By keeping an eye on key metrics like response times, error rates, and server health, these tools enable teams to act quickly when something goes wrong. This kind of proactive monitoring helps ensure that services stay up and running, even when navigating the challenges of complex deployments.

What is the difference between canary and blue-green deployments, and how do they help reduce risks?

Canary deployment is a method where updates are rolled out gradually to a small group of users first. This allows you to spot and fix any issues before releasing the update to everyone. By limiting the initial exposure, you reduce the chances of widespread problems during the early stages.

Blue-green deployment takes a different approach. It involves two identical environments: one active (blue) and one on standby (green). Updates are applied to the green environment, and once everything checks out, all traffic is redirected from blue to green. If something goes wrong, it's easy to switch back to the blue environment, making rollbacks quick and hassle-free. However, this method introduces the new version to all users simultaneously.

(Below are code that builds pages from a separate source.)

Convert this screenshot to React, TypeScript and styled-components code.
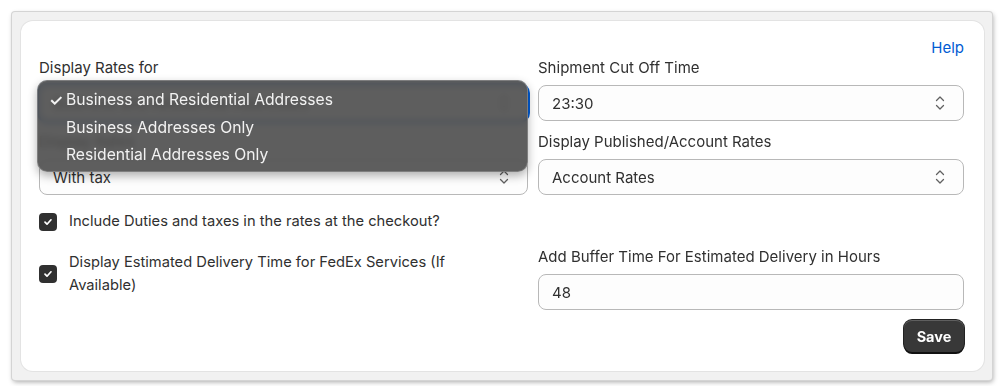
import styled, { createGlobalStyle } from "styled-components";

const GlobalStyle = createGlobalStyle`
  body {
    margin: 0;
    background: #ffffff;
    font-family: Inter, "Noto Sans", sans-serif;
    color: #303030;
  }
`;

const Frame = styled.div`
  margin: 12px;
  width: 980px;
  height: 368px;
  box-sizing: border-box;
  padding: 9px 8px 9px 9px;
  background: #f1f1f1;
  border-radius: 3px;
  box-shadow: 0 0 0 1px #d4d4d4, 1px 2px 5px rgba(0, 0, 0, 0.35);
`;

const Card = styled.div`
  height: 100%;
  box-sizing: border-box;
  background: #ffffff;
  border-radius: 12px;
  box-shadow: 0 0 0 1px #e3e3e3;
  padding: 17px 20px 0 18px;
`;

const HelpRow = styled.div`
  display: flex;
  justify-content: flex-end;
  height: 20px;
`;

const HelpLink = styled.a`
  color: #005bd3;
  font-size: 15px;
  line-height: 20px;
  text-decoration: none;
`;

const Columns = styled.div`
  display: grid;
  grid-template-columns: 489px 426px;
  column-gap: 10px;
`;

const Column = styled.div`
  display: flex;
  flex-direction: column;
  position: relative;
`;

const Field = styled.div<{ $top?: number }>`
  display: flex;
  flex-direction: column;
  gap: 7px;
  margin-top: ${(p) => p.$top ?? 0}px;
`;

const Label = styled.label`
  font-size: 15px;
  line-height: 20px;
`;

const SelectBox = styled.div<{ $focused?: boolean }>`
  height: 36px;
  box-sizing: border-box;
  display: flex;
  align-items: center;
  justify-content: space-between;
  padding: 0 18px 0 13px;
  border-radius: 8px;
  background: #fdfdfd;
  border: 1px solid #b8b8b8;
  font-size: 15px;
  box-shadow: ${(p) => (p.$focused ? "0 0 0 2px #005bd3" : "none")};
`;

const Chevrons = () => (
  <svg width="10" height="16" viewBox="0 0 10 16" fill="none">
    <path d="M1.5 5.5 5 2l3.5 3.5M1.5 10.5 5 14l3.5-3.5" stroke="#616161" strokeWidth="1.3" strokeLinecap="round" strokeLinejoin="round" />
  </svg>
);

const CheckRow = styled.div<{ $top: number }>`
  display: flex;
  align-items: center;
  gap: 12px;
  margin-top: ${(p) => p.$top}px;
  font-size: 14.7px;
  line-height: 23px;
`;

const Box = styled.span`
  flex: none;
  width: 18px;
  height: 18px;
  border-radius: 4px;
  background: #303030;
  display: flex;
  align-items: center;
  justify-content: center;
`;

const CheckText = styled.span`
  max-width: 420px;
`;

const Checkbox = ({ top, children }: { top: number; children: string }) => (
  <CheckRow $top={top}>
    <Box>
      <svg width="12" height="12" viewBox="0 0 12 12" fill="none">
        <path d="M3 6.2 5 8.2 9 3.8" stroke="#fff" strokeWidth="1.7" strokeLinecap="round" strokeLinejoin="round" />
      </svg>
    </Box>
    <CheckText>{children}</CheckText>
  </CheckRow>
);

const Footer = styled.div`
  display: flex;
  justify-content: flex-end;
  margin-top: 10px;
`;

const SaveButton = styled.button`
  width: 60px;
  height: 32px;
  border: none;
  border-radius: 8px;
  background: #383838;
  color: #ffffff;
  font-family: Inter, sans-serif;
  font-weight: 700;
  font-size: 14.5px;
  box-shadow: inset 0 1px 0 rgba(255, 255, 255, 0.2), 0 2px 0 #111, 0 0 0 1px #222;
`;

const Menu = styled.div`
  position: absolute;
  left: -2px;
  top: 22px;
  width: 491px;
  height: 92px;
  box-sizing: border-box;
  padding: 5px 0;
  border-radius: 10px;
  background: rgba(76, 76, 76, 0.9);
  backdrop-filter: blur(3px);
  border: 1px solid rgba(150, 150, 150, 0.6);
  box-shadow: 0 4px 10px rgba(0, 0, 0, 0.3);
`;

const MenuItem = styled.div`
  display: flex;
  align-items: center;
  height: 27.5px;
  padding-left: 11px;
  color: #f2f2f2;
  font-size: 15.7px;
`;

const Tick = styled.span`
  width: 17px;
  font-size: 16px;
  font-weight: 600;
`;

const menuOptions = [
  "Business and Residential Addresses",
  "Business Addresses Only",
  "Residential Addresses Only",
];

export default function App() {
  return (
    <>
      <GlobalStyle />
      <Frame>
        <Card>
          <HelpRow>
            <HelpLink href="#">Help</HelpLink>
          </HelpRow>
          <Columns>
            <Column>
              <Field>
                <Label>Display Rates for</Label>
                <SelectBox $focused>
                  Business and Residential Addresses
                  <Chevrons />
                </SelectBox>
              </Field>
              <Field $top={11}>
                <Label>Display Rates</Label>
                <SelectBox>
                  With tax
                  <Chevrons />
                </SelectBox>
              </Field>
              <Checkbox top={15}>Include Duties and taxes in the rates at the checkout?</Checkbox>
              <Checkbox top={18}>Display Estimated Delivery Time for FedEx Services (If Available)</Checkbox>
              <Menu>
                {menuOptions.map((opt, i) => (
                  <MenuItem key={opt}>
                    <Tick>{i === 0 ? "✓" : ""}</Tick>
                    {opt}
                  </MenuItem>
                ))}
              </Menu>
            </Column>
            <Column>
              <Field>
                <Label>Shipment Cut Off Time</Label>
                <SelectBox>
                  23:30
                  <Chevrons />
                </SelectBox>
              </Field>
              <Field $top={11}>
                <Label>Display Published/Account Rates</Label>
                <SelectBox>
                  Account Rates
                  <Chevrons />
                </SelectBox>
              </Field>
              <Field $top={52}>
                <Label>Add Buffer Time For Estimated Delivery in Hours</Label>
                <SelectBox>48</SelectBox>
              </Field>
              <Footer>
                <SaveButton>Save</SaveButton>
              </Footer>
            </Column>
          </Columns>
        </Card>
      </Frame>
    </>
  );
}
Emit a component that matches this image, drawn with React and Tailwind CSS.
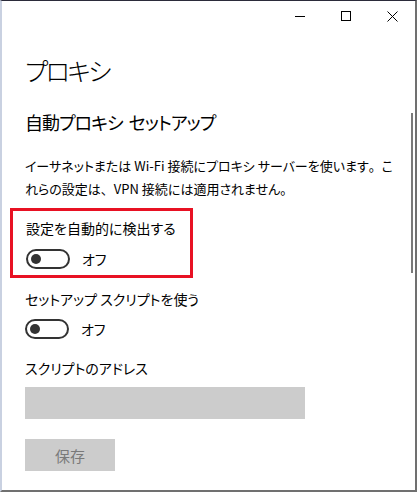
import { useState } from "react";

const jp = { fontFamily: '"Noto Sans CJK JP", "Noto Sans", sans-serif' };

const Toggle = ({ on, onClick }) => (
    <div className="flex items-center gap-[12px] cursor-pointer" onClick={onClick}>
        <div className={on ? "w-[44px] h-[20px] rounded-full border-2 border-[#0078d7] bg-[#0078d7] flex items-center justify-end px-[3px]" : "w-[44px] h-[20px] rounded-full border-2 border-[#333333] flex items-center px-[3px]"}>
            <div className={on ? "w-[10px] h-[10px] rounded-full bg-white" : "w-[10px] h-[10px] rounded-full bg-[#333333]"}></div>
        </div>
        <span className="text-[14px] leading-none text-black">{on ? "オン" : "オフ"}</span>
    </div>
)

const App = () => {
    const [auto, setAuto] = useState(false)
    const [script, setScript] = useState(false)
    return (
        <div style={jp} className="w-[417px] h-[492px] bg-white relative overflow-hidden border-t border-t-[#2b2b3a] border-l-2 border-l-[#c9d1e1] border-r-2 border-r-[#707070] border-b-2 border-b-[#707070] [font-feature-settings:'palt']">
            {/* title bar */}
            <div className="flex justify-end h-[30px]">
                <div className="w-[46px] flex items-center justify-center">
                    <div className="w-[10px] h-px bg-black"></div>
                </div>
                <div className="w-[46px] flex items-center justify-center">
                    <div className="w-[10px] h-[10px] border border-black"></div>
                </div>
                <div className="w-[46px] flex items-center justify-center">
                    <svg width="11" height="11" viewBox="0 0 11 11">
                        <path d="M0.5 0.5L10.5 10.5M10.5 0.5L0.5 10.5" stroke="black" strokeWidth="1" />
                    </svg>
                </div>
            </div>

            <div className="pl-[23px]">
                <h1 className="text-[25px] font-light leading-none mt-[27px] text-black tracking-[-2.5px]">プロキシ</h1>
                <h2 className="text-[18px] leading-none mt-[30px] text-black tracking-[-1px]">
                    自動プロキシ<span className="ml-[6px]">セットアップ</span>
                </h2>
                <p className="text-[13px] leading-[23px] mt-[23px] text-black whitespace-nowrap">
                    イーサネットまたは Wi-Fi 接続にプロキシ サーバーを使います<span className="[font-feature-settings:normal]">。</span>こ<br />
                    れらの設定は<span className="[font-feature-settings:normal]">、</span>VPN 接続には適用されません<span className="[font-feature-settings:normal]">。</span>
                </p>

                <div className="mt-[8px] ml-[-15px] w-[183px] border-[3px] border-[#e81123] pl-[13px] pt-[10px] pb-[6px]">
                    <div className="text-[14px] leading-none text-black">設定を自動的に検出する</div>
                    <div className="mt-[14px]">
                        <Toggle on={auto} onClick={() => setAuto(!auto)} />
                    </div>
                </div>

                <div className="text-[14px] leading-none text-black mt-[14px]">セットアップ スクリプトを使う</div>
                <div className="mt-[13px]">
                    <Toggle on={script} onClick={() => setScript(!script)} />
                </div>

                <div className="text-[14px] leading-none text-black mt-[22px]">スクリプトのアドレス</div>
                <div className="mt-[12px] w-[280px] h-[32px] bg-[#cccccc]"></div>
                <button className="mt-[20px] w-[90px] h-[32px] bg-[#cccccc] text-[#7a7a7a] text-[15px] leading-none">保存</button>
            </div>

            {/* scrollbar */}
            <div className="absolute right-[2px] top-[112px] w-[2px] h-[160px] bg-[#7a7a7a]"></div>
        </div>
    );
};

export default App;
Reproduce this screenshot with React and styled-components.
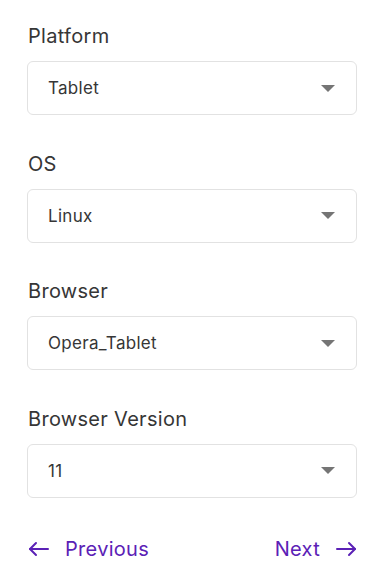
import React from 'react'
import styled, { createGlobalStyle } from 'styled-components'

const GlobalStyle = createGlobalStyle`
  body {
    margin: 0;
    background: #ffffff;
    font-family: Inter, "Noto Sans", sans-serif;
    letter-spacing: 0.3px;
  }
`

const Page = styled.div`
  width: 330px;
  padding: 24px 31px 0 27px;
  display: flex;
  flex-direction: column;
`

const Field = styled.div`
  display: flex;
  flex-direction: column;
  margin-bottom: 36.5px;
`

const Label = styled.label`
  font-size: 20px;
  line-height: 24px;
  color: #363636;
  padding-left: 1px;
  margin-bottom: 13px;
`

const Select = styled.div`
  height: 52px;
  border: 1px solid #e2e2e2;
  border-radius: 6px;
  display: flex;
  align-items: center;
  justify-content: space-between;
  padding: 0 21px 0 20px;
  font-size: 17px;
  color: #363636;
`

const Caret = styled.span`
  width: 0;
  height: 0;
  border-left: 7px solid transparent;
  border-right: 7px solid transparent;
  border-top: 7px solid #757575;
`

const Nav = styled.div`
  display: flex;
  justify-content: space-between;
  align-items: center;
  margin-top: 3px;
`

const NavButton = styled.button`
  display: flex;
  align-items: center;
  gap: 16px;
  background: none;
  border: none;
  padding: 0 0 0 1px;
  font-family: inherit;
  font-size: 20px;
  line-height: 24px;
  letter-spacing: 0.3px;
  color: #5b21b6;
  cursor: pointer;
`

const Arrow = ({ dir }) => (
  <svg width="21" height="16" viewBox="0 0 21 16" fill="none" stroke="currentColor" strokeWidth="2" strokeLinecap="round" strokeLinejoin="round">
    {dir === 'left' ? (
      <>
        <path d="M20 8H2" />
        <path d="M8 2L2 8l6 6" />
      </>
    ) : (
      <>
        <path d="M1 8h18" />
        <path d="M13 2l6 6-6 6" />
      </>
    )}
  </svg>
)

const fields = [
  ['Platform', 'Tablet'],
  ['OS', 'Linux'],
  ['Browser', 'Opera_Tablet'],
  ['Browser Version', '11'],
]

export default function App() {
  return (
    <>
      <GlobalStyle />
      <Page>
        {fields.map(([label, value]) => (
          <Field key={label}>
            <Label>{label}</Label>
            <Select>
              {value}
              <Caret />
            </Select>
          </Field>
        ))}
        <Nav>
          <NavButton>
            <Arrow dir="left" />
            Previous
          </NavButton>
          <NavButton>
            Next
            <Arrow dir="right" />
          </NavButton>
        </Nav>
      </Page>
    </>
  )
}
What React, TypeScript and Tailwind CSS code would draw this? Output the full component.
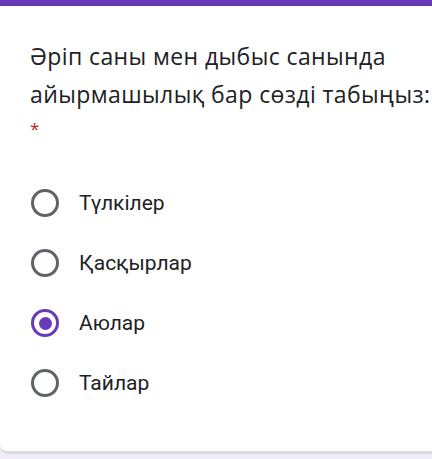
const options = ['Түлкілер', 'Қасқырлар', 'Аюлар', 'Тайлар'];

function Radio({ checked }: { checked: boolean }) {
  if (checked) {
    return (
      <span className="flex h-[28px] w-[28px] items-center justify-center rounded-full border-[3px] border-[#673ab7]">
        <span className="h-[13px] w-[13px] rounded-full bg-[#673ab7]" />
      </span>
    );
  }
  return <span className="h-[28px] w-[28px] rounded-full border-[3px] border-[#5f6368]" />;
}

export default function App() {
  return (
    <div className="h-[459px] w-[432px] overflow-hidden bg-[#f0ebf8]">
      <div className="bg-white border-b-[3px] border-[#dadce0] rounded-bl-[8px]">
        <div className="h-[6px] bg-[#673ab7]" />
        <div className="pl-[30px] pr-[2px] pt-[31px] pb-[54px]">
          <h2
            className="whitespace-nowrap text-[23px] leading-[38px] text-[#202124] tracking-[0.4px]"
            style={{ fontFamily: '"Open Sans", sans-serif' }}
          >
            Әріп саны мен дыбыс санында
            <br />
            айырмашылық бар сөзді табыңыз:
          </h2>
          <div
            className="mt-[6px] text-[17px] leading-[20px] text-[#c5221f]"
            style={{ fontFamily: '"Open Sans", sans-serif' }}
          >
            *
          </div>
          <ul className="mt-[50px] flex flex-col gap-[32px]">
            {options.map((o, i) => (
              <li key={o} className="flex items-center gap-[20px] pl-[1px]">
                <Radio checked={i === 2} />
                <span className="text-[21px] leading-[28px] text-[#202124]" style={{ fontFamily: 'Roboto, sans-serif' }}>
                  {o}
                </span>
              </li>
            ))}
          </ul>
        </div>
      </div>
    </div>
  );
}
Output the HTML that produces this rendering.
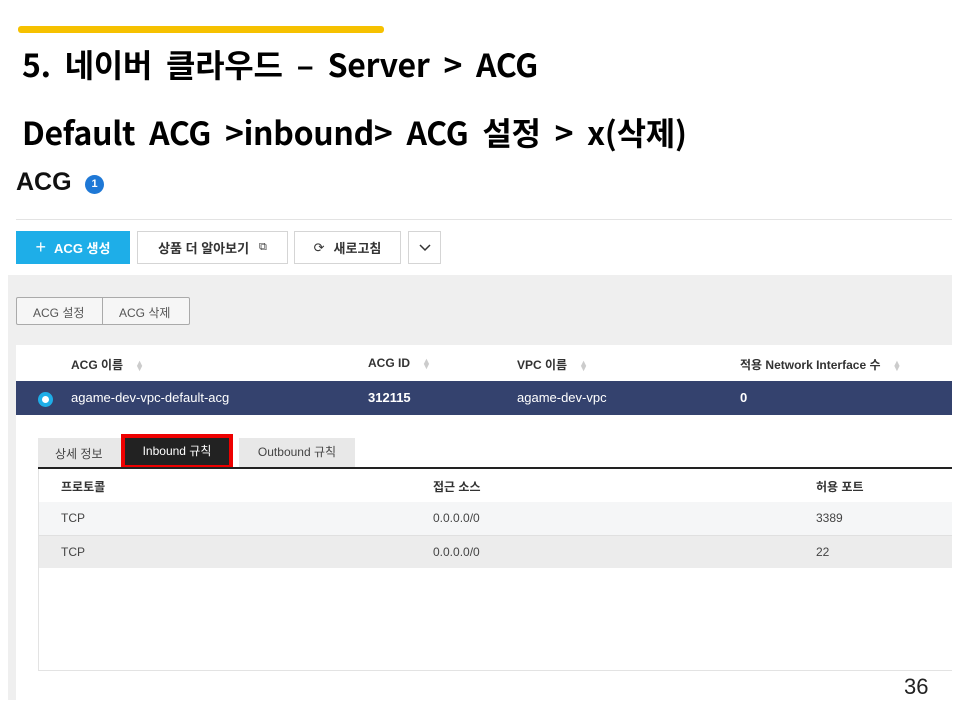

Both approaches are designed to reduce risks during deployments - canary focuses on gradual exposure, while blue-green prioritises fast rollbacks and minimal downtime. The best option depends on your system's requirements and risk tolerance.

Why is it essential to monitor both technical and business metrics during deployments, and how does this affect the user experience?

Keeping an eye on both technical and business metrics during deployments is crucial to maintain reliability, performance, and user satisfaction. Technical metrics - like deployment success rates and system stability - are essential for spotting and addressing potential problems, such as downtime or bugs, that could interrupt the user experience.

Meanwhile, business metrics, such as customer satisfaction and engagement levels, provide insight into how well the deployment aligns with user expectations and business objectives. Monitoring both types of metrics allows teams to make smarter decisions, improve workflows, and create a smooth, dependable experience that builds trust and keeps users coming back.